▸ Data extract
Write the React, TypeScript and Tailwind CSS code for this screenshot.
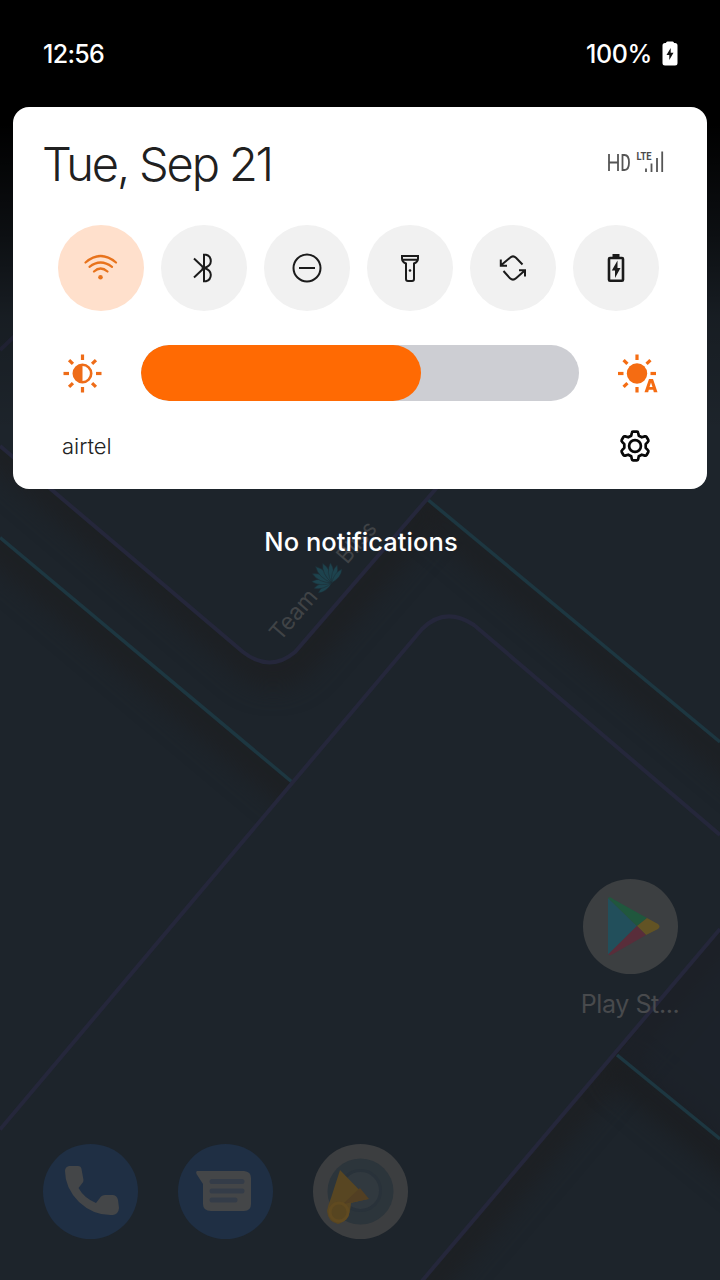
import React from "react";

const FONT = "font-['Inter','Open_Sans',sans-serif]";

function Wallpaper() {
  return (
    <svg className="absolute inset-0 h-full w-full" viewBox="0 0 720 1280" fill="none">
      <defs>
        <filter id="soft" x="-30%" y="-30%" width="160%" height="160%" colorInterpolationFilters="sRGB">
          <feGaussianBlur stdDeviation="13" />
        </filter>
        <linearGradient id="fade" x1="0" y1="0" x2="0" y2="1">
          <stop offset="0" stopColor="#000" />
          <stop offset="0.26" stopColor="#000" />
          <stop offset="0.48" stopColor="#000" stopOpacity="0.6" />
          <stop offset="0.66" stopColor="#000" stopOpacity="0.2" />
          <stop offset="0.9" stopColor="#000" stopOpacity="0" />
        </linearGradient>
        <clipPath id="leftBand"><path d="M0 537L292 782L0 1129Z" /></clipPath>
        <clipPath id="lowerRight"><path d="M720 929L422 1280H720Z" /></clipPath>
        <clipPath id="upper"><path d="M0 300H720V834L473 625Q450 605 422 628L292 782L0 537Z" /></clipPath>
      </defs>
      <rect width="720" height="1280" fill="#1d242b" />
      <g clipPath="url(#upper)">
        <path d="M-60 395L248 656Q271 673 294 653L440 486" stroke="#1d1f22" strokeWidth="30" filter="url(#soft)" transform="translate(4 8)" />
        <path d="M427 499L780 793" stroke="#1d1f22" strokeWidth="26" filter="url(#soft)" transform="translate(-4 8)" />
        <path d="M0 446L248 656Q271 673 294 653L440 486V300H0Z" fill="#1d242b" />
        <path d="M427 499L720 743V300H600Z" fill="#1d242b" />
      </g>
      <g clipPath="url(#leftBand)">
        <path d="M-60 487L330 814" stroke="#1d1f22" strokeWidth="30" filter="url(#soft)" transform="translate(-2 8)" />
      </g>
      <g clipPath="url(#lowerRight)">
        <path d="M770 870L382 1327" stroke="#1d1f22" strokeWidth="28" filter="url(#soft)" transform="translate(5 5)" />
        <path d="M617 1055L770 1180" stroke="#1b1d20" strokeWidth="28" filter="url(#soft)" transform="translate(-4 10)" />
        <path d="M617 1055L720 1139V929Z" fill="#1d222a" fillOpacity="0.6" />
      </g>
      <g stroke="#1d3741" strokeWidth="3.5">
        <path d="M0 537.500L292 782" />
        <path d="M427 499L720 742" />
        <path d="M617 1055L720 1139" />
      </g>
      <g stroke="#25273b" strokeWidth="4">
        <path d="M0 350L40 312" />
        <path d="M0 446L243 652Q270 673 295 652L440 484" />
        <path d="M0 1129.500L422 629Q445 606 474 625L720 835" />
        <path d="M720 929L422 1281" />
      </g>
      <g transform="translate(324 575)" fill="#1d434e">
        <g transform="rotate(-45) translate(0 11)">
          {[-82, -62, -41, -20, 0, 20, 41, 62, 82].map((a) => (
            <path key={a} d="M0 0Q-6 -13 0 -23Q6 -13 0 0Z" transform={`rotate(${a}) scale(${1 - Math.abs(a) / 320})`} stroke="#1d2c34" strokeWidth="0.600" />
          ))}
        </g>
      </g>
      <g className="font-['Inter',sans-serif]" fill="#404346" fontSize="23">
        <text transform="translate(280 642) rotate(-49)" textLength="59" lengthAdjust="spacingAndGlyphs">Team</text>
        <text transform="translate(347 565) rotate(-49)" textLength="47" lengthAdjust="spacingAndGlyphs">Bliss</text>
      </g>
      <rect width="720" height="480" fill="url(#fade)" />
    </svg>
  );
}

function Tile({ active, children }: { active?: boolean; children: React.ReactNode }) {
  return (
    <button className={`flex size-[86px] items-center justify-center rounded-full ${active ? "bg-[#ffe0cc] text-[#e8731c]" : "bg-[#f1f1f1] text-[#1b1b1b]"}`}>
      <svg className="size-[86px]" viewBox="0 0 86 86" fill="none" stroke="currentColor" strokeWidth="2">
        {children}
      </svg>
    </button>
  );
}

function Rays({ skip }: { skip?: number }) {
  return (
    <g fill="currentColor">
      {[0, 45, 90, 135, 180, 225, 270, 315].filter((a) => a !== skip).map((a) => (
        <rect key={a} x="-1.600" y="-19" width="3.200" height="5.500" transform={`rotate(${a})`} />
      ))}
    </g>
  );
}

function QuickSettings() {
  return (
    <section className="flex h-[382px] flex-col rounded-[16px] bg-white">
      <header className="flex h-[118px] items-center justify-between pr-[43px] pb-[4px] pl-[29px]">
        <h1 className="text-[47px] font-[330] tracking-[-2.150px] whitespace-nowrap text-[#202020]">Tue, Sep 21</h1>
        <svg className="mb-[4px] h-[30px] w-[58px]" viewBox="0 0 58 30">
          <g fill="none" stroke="#555" strokeWidth="1.800">
            <path d="M3 7V24M12 7V24M3 15.500H12M16.500 8V23H18.500Q23 23 23 15.500Q23 8 18.500 8Z" />
            <path d="M40 21.500V25M45.500 16.500V25M51 11V25M56.200 4.500V25" />
          </g>
          <text x="30.500" y="13" fontSize="11.500" fontWeight="700" textLength="15" lengthAdjust="spacingAndGlyphs" fill="#4b4b4b" className="font-['Roboto',sans-serif]">LTE</text>
        </svg>
      </header>
      <div className="flex justify-between pr-[48px] pl-[45px]">
        <Tile active>
          <g strokeWidth="2.200" strokeLinecap="round">
            <path d="M27.500 37.500Q42.500 24.500 58 37.500M31.500 41.800Q42.500 33.200 54 41.800M36 46.500Q42.500 40.500 49.500 46.500" />
            <circle cx="42.500" cy="52.300" r="2.300" fill="currentColor" stroke="none" />
          </g>
        </Tile>
        <Tile>
          <path d="M33 33.500L43 43L33 52.500M43 29.800V56.200H45Q49.800 55 49.800 49.800Q49.800 45 43 43Q49.800 41 49.800 36.200Q49.800 31 45 29.800Z" />
        </Tile>
        <Tile>
          <circle cx="43" cy="43" r="13.500" /><path d="M35 43H51" />
        </Tile>
        <Tile>
          <path d="M35 31H51V33.500Q51 37 47 38.500V54Q47 56 45 56H41Q39 56 39 54V38.500Q35 37 35 33.500ZM35.500 34.800H50.500" />
          <circle cx="43" cy="45.500" r="1.300" fill="currentColor" stroke="none" />
        </Tile>
        <Tile>
          <path d="M30.800 34.500V40.700H37M31 40.200L40 32.700Q43 30 46 32.700L52.500 39.500M55 51.500V45.300H49M54.500 45.800L46 53.300Q43 56 40 53.300L33.500 46" />
        </Tile>
        <Tile>
          <rect x="36" y="33" width="14" height="22.800" rx="1" strokeWidth="2.600" />
          <path d="M39.500 29H46.500V33H39.500Z" fill="currentColor" stroke="none" />
          <path d="M44.500 35.500L38.800 45.500H42V53L47.500 43H44.500Z" fill="currentColor" stroke="none" />
        </Tile>
      </div>
      <div className="mt-[34px] flex h-[56px] items-center pl-[50px]">
        <svg className="size-[40px] text-[#ee6c18]" viewBox="-19.500 -20.500 40 40">
          <Rays />
          <circle r="8.700" fill="none" stroke="currentColor" strokeWidth="2.600" />
          <path d="M0 -9A9 9 0 0 0 0 9Z" fill="currentColor" />
        </svg>
        <div className="ml-[38px] h-[56px] w-[438px] overflow-hidden rounded-full bg-[#cdced3]">
          <div className="h-full w-[280px] rounded-full bg-[#ff6a03]" />
        </div>
        <svg className="ml-[38px] size-[44px] text-[#f56c12]" viewBox="-20 -22.500 44 44">
          <Rays skip={135} />
          <circle r="10.200" fill="currentColor" />
          <path d="M4 20L11 4H17L22 20Z" fill="#fff" />
          <path fillRule="evenodd" d="M7.500 18.800L12 5.500H16L20.500 18.800H16.800L16.200 16.300H11.800L11.200 18.800ZM12.500 13.500H15.500L14 9Z" fill="currentColor" />
        </svg>
      </div>
      <footer className="mt-[22px] flex h-[46px] items-center justify-between pr-[54px] pl-[49px]">
        <span className="text-[22px] font-[350] text-[#222]">airtel</span>
        <svg className="size-[36px]" viewBox="-18 -18 36 36" fill="none" stroke="#080808" strokeWidth="2.700" strokeLinejoin="round">
          <circle r="5.900" />
          <path d="M-2 -14.300H2Q3 -14.300 3.200 -13L3.800 -10.300L6.800 -8.700L9.800 -9.600Q11 -9.900 11.600 -9L13.300 -6Q13.800 -5 12.900 -4.200L10.700 -1.800V1.800L12.900 4.200Q13.800 5 13.300 6L11.600 9Q11 9.900 9.800 9.600L6.800 8.700L3.800 10.300L3.200 13Q3 14.300 2 14.300H-2Q-3 14.300 -3.200 13L-3.800 10.300L-6.800 8.700L-9.800 9.600Q-11 9.900 -11.600 9L-13.300 6Q-13.800 5 -12.900 4.200L-10.700 1.800V-1.800L-12.900 -4.200Q-13.800 -5 -13.300 -6L-11.600 -9Q-11 -9.900 -9.800 -9.600L-6.800 -8.700L-3.800 -10.300L-3.200 -13Q-3 -14.300 -2 -14.300Z" />
        </svg>
      </footer>
    </section>
  );
}

function PlayStore() {
  return (
    <div className="flex w-[120px] flex-col items-center">
      <svg className="size-[95px]" viewBox="0 0 95 95">
        <circle cx="47.500" cy="47.500" r="47.500" fill="#3c3f41" />
        <path d="M25 19V76L54 47Z" fill="#224f5b" />
        <path d="M25 19Q27 17 30 20L64 39L54 47Z" fill="#20573d" />
        <path d="M64 39L75 45Q78 47.500 75 50L63 56L54 47Z" fill="#625324" />
        <path d="M54 47L63 56L30 75Q27 77 25 75.500Z" fill="#592d3a" />
      </svg>
      <span className="mt-[11px] text-[25px] leading-[38px] tracking-[-0.400px] whitespace-nowrap text-[#484a4d]">Play St...</span>
    </div>
  );
}

function Dock() {
  return (
    <nav className="flex gap-[40px] pl-[43px]">
      <svg className="size-[95px]" viewBox="0 0 95 95">
        <circle cx="47.500" cy="47.500" r="47.500" fill="#1f2f44" />
        <path d="M26 22H35Q38 22 38.500 25L40.500 36Q40.500 38 39 39.500L35.500 44Q41 54 53 59L58 52.500Q59.500 51 62 51H70Q74 51.500 75 56L76 64Q75.500 70 70 71Q51 72 36 58Q22 44 22 27Q22 23 26 22Z" fill="#444648" />
      </svg>
      <svg className="size-[95px]" viewBox="0 0 95 95">
        <circle cx="47.500" cy="47.500" r="47.500" fill="#1f2f44" />
        <path d="M19 27H66Q73 27.500 73 34V60Q73 67 66 67H33Q25 67 25 60V40L18.500 30Q17.500 27.500 19 27Z" fill="#444648" />
        <path d="M34 37.500H64M34 47H64M34 56H57" stroke="#343c48" strokeWidth="5" strokeLinecap="round" />
      </svg>
      <svg className="size-[95px]" viewBox="0 0 95 95">
        <circle cx="47.500" cy="47.500" r="47.500" fill="#3c3e40" />
        <circle cx="47.500" cy="47.500" r="33" fill="#2c353b" />
        <circle cx="47.500" cy="46.500" r="20" fill="#31393f" stroke="#29323a" strokeWidth="3" />
        <path d="M27 26L55 55L38 59Q37 77 25 80Q15 78 14 67Q15 61 18 54Z" fill="#584622" />
        <path d="M47 44L56 55L30 60Z" fill="#523f23" />
        <circle cx="26" cy="68" r="9" fill="#574520" stroke="#604a20" strokeWidth="3" />
      </svg>
    </nav>
  );
}

export default function App() {
  return (
    <main className={`relative h-[1280px] w-[720px] overflow-hidden bg-[#1d242b] ${FONT}`}>
      <Wallpaper />
      <div className="relative flex h-full flex-col">
        <div className="flex h-[107px] items-center justify-between pr-[42px] pl-[43px] text-[25px] font-medium text-white">
          <span className="pt-[2px] tracking-[-0.700px]">12:56</span>
          <div className="flex items-center gap-[10px]">
            <span className="pt-[2px] tracking-[-0.350px]">100%</span>
            <svg className="h-[25px] w-[16px]" viewBox="0 0 16 25">
              <path d="M4 2Q4 0.500 5.500 0.500H10.500Q12 0.500 12 2H13Q15.500 2 15.500 4.500V22Q15.500 24.500 13 24.500H3Q0.500 24.500 0.500 22V4.500Q0.500 2 3 2Z" fill="#fff" />
              <path d="M8.700 7L4.500 14H7.300V19L11.500 11.800H8.700Z" fill="#111" />
            </svg>
          </div>
        </div>
        <div className="px-[13px]"><QuickSettings /></div>
        <p className="mt-[34px] pl-[2px] text-center text-[25.500px] leading-[38px] font-medium tracking-[0.050px] text-white">No notifications</p>
        <div className="mt-[318px] flex justify-end pr-[30px]"><PlayStore /></div>
        <div className="mt-[121px]"><Dock /></div>
      </div>
    </main>
  );
}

▸ Problem to solve
Search the lines for "React". Copy each line that has it.

▸ Result for this exercise
Write the React, TypeScript and Tailwind CSS code for this screenshot.
import React from "react";
function Tile({ active, children }: { active?: boolean; children: React.ReactNode }) {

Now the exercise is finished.